## BEGIN

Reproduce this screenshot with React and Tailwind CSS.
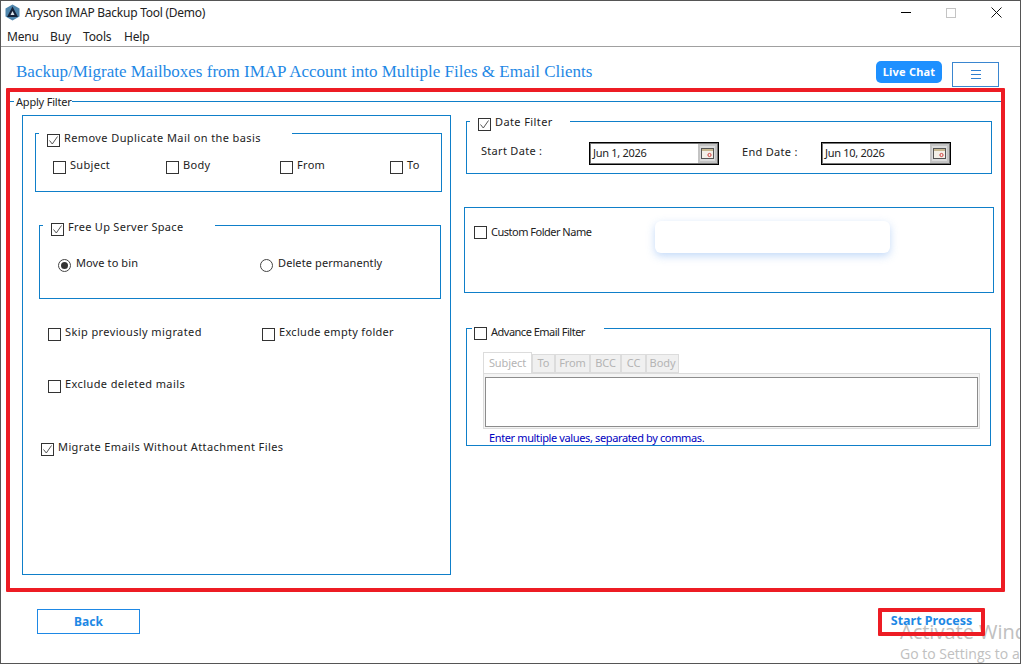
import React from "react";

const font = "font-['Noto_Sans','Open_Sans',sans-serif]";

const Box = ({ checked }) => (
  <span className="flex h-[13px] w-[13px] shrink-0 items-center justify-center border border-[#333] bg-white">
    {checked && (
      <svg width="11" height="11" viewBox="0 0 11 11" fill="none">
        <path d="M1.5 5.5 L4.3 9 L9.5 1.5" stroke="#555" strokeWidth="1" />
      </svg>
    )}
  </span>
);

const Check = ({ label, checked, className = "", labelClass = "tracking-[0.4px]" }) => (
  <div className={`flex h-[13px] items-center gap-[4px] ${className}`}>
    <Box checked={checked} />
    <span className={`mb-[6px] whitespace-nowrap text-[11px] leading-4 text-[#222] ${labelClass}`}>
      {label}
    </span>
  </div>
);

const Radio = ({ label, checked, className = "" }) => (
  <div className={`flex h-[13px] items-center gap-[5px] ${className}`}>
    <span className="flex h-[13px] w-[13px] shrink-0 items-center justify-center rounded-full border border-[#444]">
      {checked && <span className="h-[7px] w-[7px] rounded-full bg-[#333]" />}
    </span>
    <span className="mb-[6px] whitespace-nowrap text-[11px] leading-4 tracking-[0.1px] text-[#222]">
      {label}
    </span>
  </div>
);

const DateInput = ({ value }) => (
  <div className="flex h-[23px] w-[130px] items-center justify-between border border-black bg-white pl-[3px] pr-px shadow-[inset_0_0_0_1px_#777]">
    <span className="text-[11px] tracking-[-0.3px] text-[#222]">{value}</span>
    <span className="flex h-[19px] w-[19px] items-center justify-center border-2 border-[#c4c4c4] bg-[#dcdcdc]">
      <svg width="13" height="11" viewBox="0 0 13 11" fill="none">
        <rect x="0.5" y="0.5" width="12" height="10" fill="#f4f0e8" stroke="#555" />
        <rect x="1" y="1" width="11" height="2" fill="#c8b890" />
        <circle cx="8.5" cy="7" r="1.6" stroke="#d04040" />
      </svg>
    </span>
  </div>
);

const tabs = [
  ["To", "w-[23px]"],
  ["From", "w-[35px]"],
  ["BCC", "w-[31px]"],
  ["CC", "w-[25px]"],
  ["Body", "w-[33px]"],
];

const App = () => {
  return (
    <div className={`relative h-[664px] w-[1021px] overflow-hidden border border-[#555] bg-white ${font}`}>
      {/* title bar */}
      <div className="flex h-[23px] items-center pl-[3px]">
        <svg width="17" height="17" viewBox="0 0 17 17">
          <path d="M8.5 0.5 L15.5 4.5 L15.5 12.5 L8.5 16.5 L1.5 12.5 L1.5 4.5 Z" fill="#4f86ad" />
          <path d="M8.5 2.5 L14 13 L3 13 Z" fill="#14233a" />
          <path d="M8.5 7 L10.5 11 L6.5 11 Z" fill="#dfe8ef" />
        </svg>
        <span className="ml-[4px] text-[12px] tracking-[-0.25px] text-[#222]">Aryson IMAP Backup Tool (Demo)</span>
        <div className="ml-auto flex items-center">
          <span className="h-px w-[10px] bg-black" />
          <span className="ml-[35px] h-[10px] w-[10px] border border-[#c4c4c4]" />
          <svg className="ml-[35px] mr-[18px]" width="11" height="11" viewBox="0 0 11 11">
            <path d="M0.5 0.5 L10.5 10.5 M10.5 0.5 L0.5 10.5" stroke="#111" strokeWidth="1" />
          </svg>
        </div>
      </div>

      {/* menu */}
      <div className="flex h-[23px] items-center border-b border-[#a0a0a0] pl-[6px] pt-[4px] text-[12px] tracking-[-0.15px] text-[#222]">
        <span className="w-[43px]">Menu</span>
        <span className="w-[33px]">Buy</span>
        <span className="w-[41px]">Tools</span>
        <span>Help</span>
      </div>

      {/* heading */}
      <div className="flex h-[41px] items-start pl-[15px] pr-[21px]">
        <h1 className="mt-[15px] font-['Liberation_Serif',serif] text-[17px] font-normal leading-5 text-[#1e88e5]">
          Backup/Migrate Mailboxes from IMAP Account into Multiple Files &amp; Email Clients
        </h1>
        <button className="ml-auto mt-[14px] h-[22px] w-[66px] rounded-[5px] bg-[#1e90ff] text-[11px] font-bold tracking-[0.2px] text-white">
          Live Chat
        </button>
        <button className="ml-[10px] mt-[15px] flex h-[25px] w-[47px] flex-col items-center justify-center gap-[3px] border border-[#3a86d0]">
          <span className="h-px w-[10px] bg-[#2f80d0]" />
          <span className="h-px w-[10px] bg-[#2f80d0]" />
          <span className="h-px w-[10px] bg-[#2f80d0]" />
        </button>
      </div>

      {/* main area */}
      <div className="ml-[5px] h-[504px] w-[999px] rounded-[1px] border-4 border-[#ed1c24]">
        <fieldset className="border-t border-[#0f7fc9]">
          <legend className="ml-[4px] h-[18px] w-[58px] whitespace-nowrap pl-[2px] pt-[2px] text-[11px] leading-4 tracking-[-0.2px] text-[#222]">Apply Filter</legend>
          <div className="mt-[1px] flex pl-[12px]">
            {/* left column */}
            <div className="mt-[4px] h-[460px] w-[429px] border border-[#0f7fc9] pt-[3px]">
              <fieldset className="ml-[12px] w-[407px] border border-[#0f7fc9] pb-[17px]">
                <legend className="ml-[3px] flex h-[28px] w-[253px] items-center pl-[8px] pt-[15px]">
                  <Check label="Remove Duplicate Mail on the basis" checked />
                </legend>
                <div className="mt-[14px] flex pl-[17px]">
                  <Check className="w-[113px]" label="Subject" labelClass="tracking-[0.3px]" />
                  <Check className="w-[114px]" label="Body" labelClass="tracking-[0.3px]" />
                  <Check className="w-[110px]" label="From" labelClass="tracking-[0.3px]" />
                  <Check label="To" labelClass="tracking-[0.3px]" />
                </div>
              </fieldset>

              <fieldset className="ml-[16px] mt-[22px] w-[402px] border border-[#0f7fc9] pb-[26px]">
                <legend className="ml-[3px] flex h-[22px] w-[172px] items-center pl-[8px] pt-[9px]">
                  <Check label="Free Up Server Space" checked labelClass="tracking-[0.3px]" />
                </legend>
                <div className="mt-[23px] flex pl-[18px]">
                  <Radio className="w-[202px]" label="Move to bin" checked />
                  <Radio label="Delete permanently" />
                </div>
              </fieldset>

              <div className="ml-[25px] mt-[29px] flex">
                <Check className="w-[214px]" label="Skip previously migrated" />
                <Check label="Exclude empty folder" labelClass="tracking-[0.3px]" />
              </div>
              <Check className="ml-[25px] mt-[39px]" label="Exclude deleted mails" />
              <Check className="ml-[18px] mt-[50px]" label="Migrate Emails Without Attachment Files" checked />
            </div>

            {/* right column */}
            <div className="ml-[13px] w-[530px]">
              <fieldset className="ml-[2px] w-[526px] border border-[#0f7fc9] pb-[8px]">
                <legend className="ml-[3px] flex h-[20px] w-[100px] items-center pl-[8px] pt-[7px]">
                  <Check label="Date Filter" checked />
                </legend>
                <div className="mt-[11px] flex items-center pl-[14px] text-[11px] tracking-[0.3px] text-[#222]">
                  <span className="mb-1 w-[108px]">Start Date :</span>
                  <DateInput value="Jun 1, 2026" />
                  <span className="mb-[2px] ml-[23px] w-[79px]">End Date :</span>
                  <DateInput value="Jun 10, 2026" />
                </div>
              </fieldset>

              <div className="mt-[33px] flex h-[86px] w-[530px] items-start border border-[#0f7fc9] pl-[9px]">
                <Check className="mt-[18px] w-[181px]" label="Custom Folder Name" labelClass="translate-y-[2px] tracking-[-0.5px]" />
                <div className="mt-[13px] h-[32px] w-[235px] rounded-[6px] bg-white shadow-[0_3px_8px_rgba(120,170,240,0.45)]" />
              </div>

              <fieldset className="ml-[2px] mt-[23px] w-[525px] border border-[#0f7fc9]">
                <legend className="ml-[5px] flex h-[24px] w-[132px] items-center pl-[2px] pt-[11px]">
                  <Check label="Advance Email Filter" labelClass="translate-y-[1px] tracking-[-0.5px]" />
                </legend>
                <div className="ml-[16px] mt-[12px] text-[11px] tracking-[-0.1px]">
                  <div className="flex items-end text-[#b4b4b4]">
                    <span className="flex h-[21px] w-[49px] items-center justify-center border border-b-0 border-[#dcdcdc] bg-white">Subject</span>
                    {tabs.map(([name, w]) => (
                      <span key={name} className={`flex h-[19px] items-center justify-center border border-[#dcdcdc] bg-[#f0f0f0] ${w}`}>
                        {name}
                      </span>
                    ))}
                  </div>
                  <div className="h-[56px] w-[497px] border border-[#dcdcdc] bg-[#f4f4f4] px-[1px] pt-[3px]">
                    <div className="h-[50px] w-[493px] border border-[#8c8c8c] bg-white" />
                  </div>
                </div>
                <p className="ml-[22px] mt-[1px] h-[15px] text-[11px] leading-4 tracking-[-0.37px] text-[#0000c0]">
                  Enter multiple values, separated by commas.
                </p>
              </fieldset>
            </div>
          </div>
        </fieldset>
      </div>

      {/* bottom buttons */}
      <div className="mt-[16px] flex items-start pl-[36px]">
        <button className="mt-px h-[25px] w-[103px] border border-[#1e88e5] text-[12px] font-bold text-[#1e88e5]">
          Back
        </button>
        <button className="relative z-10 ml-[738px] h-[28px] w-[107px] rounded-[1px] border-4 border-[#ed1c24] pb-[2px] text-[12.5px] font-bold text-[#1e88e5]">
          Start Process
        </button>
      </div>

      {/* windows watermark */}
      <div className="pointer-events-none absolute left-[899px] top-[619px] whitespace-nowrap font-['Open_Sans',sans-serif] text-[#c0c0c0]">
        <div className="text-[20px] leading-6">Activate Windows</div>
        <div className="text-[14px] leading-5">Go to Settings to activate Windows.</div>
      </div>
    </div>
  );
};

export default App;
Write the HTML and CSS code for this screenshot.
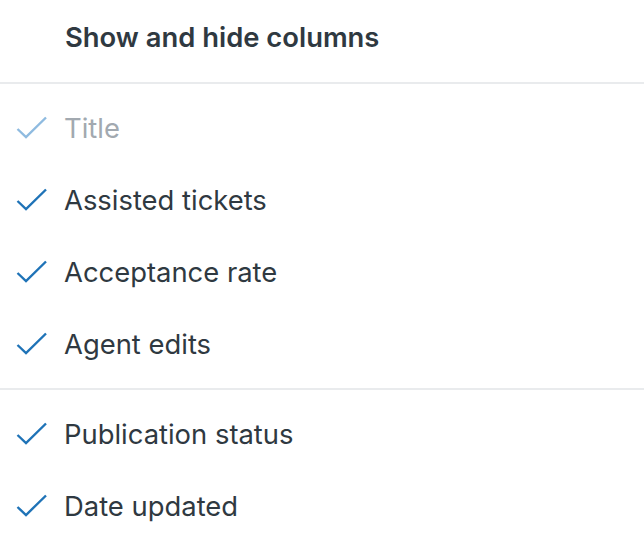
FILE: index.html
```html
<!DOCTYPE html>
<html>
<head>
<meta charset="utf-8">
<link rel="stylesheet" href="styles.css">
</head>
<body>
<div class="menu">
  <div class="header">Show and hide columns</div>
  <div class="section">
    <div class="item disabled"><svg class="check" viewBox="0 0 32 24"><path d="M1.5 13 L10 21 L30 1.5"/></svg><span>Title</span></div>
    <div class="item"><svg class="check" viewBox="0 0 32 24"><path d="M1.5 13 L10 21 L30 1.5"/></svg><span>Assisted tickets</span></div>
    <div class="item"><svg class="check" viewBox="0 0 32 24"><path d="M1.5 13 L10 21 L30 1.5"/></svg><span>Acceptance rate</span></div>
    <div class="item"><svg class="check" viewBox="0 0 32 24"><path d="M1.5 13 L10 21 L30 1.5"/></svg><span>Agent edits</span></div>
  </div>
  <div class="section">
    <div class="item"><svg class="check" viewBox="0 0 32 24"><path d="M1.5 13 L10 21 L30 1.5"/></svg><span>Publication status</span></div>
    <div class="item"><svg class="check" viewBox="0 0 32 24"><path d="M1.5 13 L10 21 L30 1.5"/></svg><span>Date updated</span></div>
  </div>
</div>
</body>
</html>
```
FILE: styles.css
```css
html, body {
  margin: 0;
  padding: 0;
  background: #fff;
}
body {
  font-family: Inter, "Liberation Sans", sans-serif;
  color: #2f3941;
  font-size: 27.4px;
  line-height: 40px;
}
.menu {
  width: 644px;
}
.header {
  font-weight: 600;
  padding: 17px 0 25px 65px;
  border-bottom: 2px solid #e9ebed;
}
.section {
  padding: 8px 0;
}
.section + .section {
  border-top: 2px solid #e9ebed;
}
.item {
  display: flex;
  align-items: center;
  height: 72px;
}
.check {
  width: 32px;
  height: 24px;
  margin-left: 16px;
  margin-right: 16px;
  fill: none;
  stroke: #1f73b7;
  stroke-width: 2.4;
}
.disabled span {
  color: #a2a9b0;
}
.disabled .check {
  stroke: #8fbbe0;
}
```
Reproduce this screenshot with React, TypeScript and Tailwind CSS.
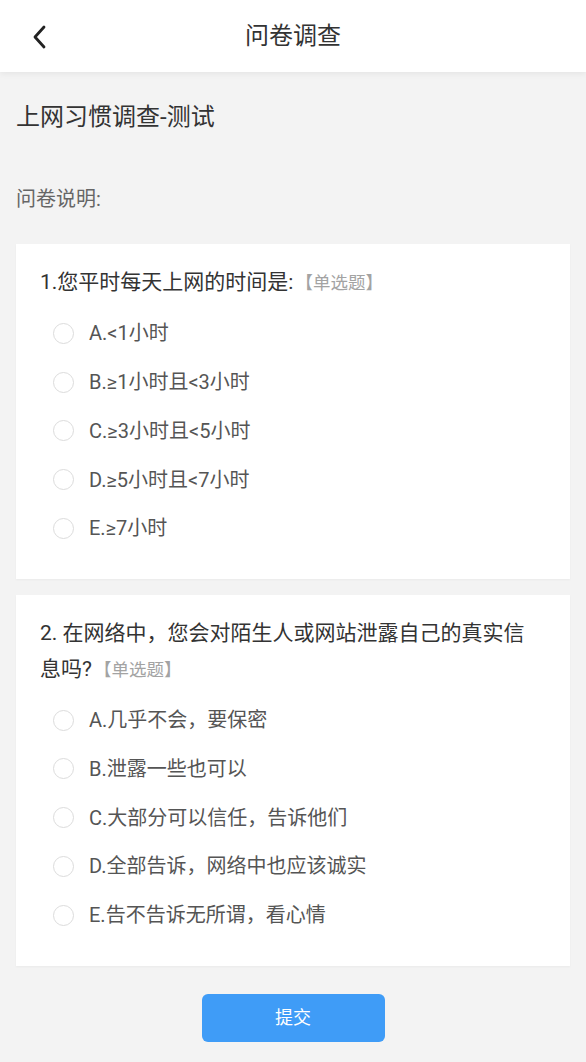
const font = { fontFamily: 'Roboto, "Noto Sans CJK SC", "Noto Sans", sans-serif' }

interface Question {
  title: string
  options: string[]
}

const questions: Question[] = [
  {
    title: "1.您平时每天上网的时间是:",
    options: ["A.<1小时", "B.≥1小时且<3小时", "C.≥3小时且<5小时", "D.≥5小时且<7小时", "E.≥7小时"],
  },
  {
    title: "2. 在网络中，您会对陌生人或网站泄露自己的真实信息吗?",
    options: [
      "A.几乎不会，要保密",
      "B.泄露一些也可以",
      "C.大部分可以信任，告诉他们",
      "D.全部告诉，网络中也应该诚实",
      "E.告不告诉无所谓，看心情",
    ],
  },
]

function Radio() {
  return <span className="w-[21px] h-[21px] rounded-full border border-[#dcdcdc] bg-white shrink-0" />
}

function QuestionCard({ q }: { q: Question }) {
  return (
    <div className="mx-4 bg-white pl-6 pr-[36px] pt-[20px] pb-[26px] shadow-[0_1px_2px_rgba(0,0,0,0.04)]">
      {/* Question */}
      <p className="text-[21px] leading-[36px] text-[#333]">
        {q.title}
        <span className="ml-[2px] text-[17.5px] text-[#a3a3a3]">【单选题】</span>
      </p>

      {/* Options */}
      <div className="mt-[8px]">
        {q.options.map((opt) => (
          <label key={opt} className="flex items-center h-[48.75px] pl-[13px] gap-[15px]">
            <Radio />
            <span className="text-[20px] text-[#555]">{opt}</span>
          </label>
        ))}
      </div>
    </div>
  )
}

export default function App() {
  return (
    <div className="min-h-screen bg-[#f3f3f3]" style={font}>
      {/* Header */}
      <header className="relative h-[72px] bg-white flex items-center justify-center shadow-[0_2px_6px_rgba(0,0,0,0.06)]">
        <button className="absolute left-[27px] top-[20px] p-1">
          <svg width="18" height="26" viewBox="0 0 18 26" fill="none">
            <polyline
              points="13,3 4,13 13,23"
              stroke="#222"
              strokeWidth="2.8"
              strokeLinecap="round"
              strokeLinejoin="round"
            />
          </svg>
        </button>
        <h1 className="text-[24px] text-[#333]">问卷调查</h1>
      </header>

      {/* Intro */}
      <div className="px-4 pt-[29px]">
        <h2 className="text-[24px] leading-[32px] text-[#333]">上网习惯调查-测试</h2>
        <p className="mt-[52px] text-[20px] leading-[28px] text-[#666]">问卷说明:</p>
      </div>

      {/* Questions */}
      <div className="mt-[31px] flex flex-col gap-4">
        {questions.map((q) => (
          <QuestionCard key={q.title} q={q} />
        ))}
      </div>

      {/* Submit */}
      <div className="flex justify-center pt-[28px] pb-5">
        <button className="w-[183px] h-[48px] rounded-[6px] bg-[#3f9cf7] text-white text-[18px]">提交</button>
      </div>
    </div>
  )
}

## END

Find every line with "this" in the listing and state how many there are, nothing else.

• Response:
3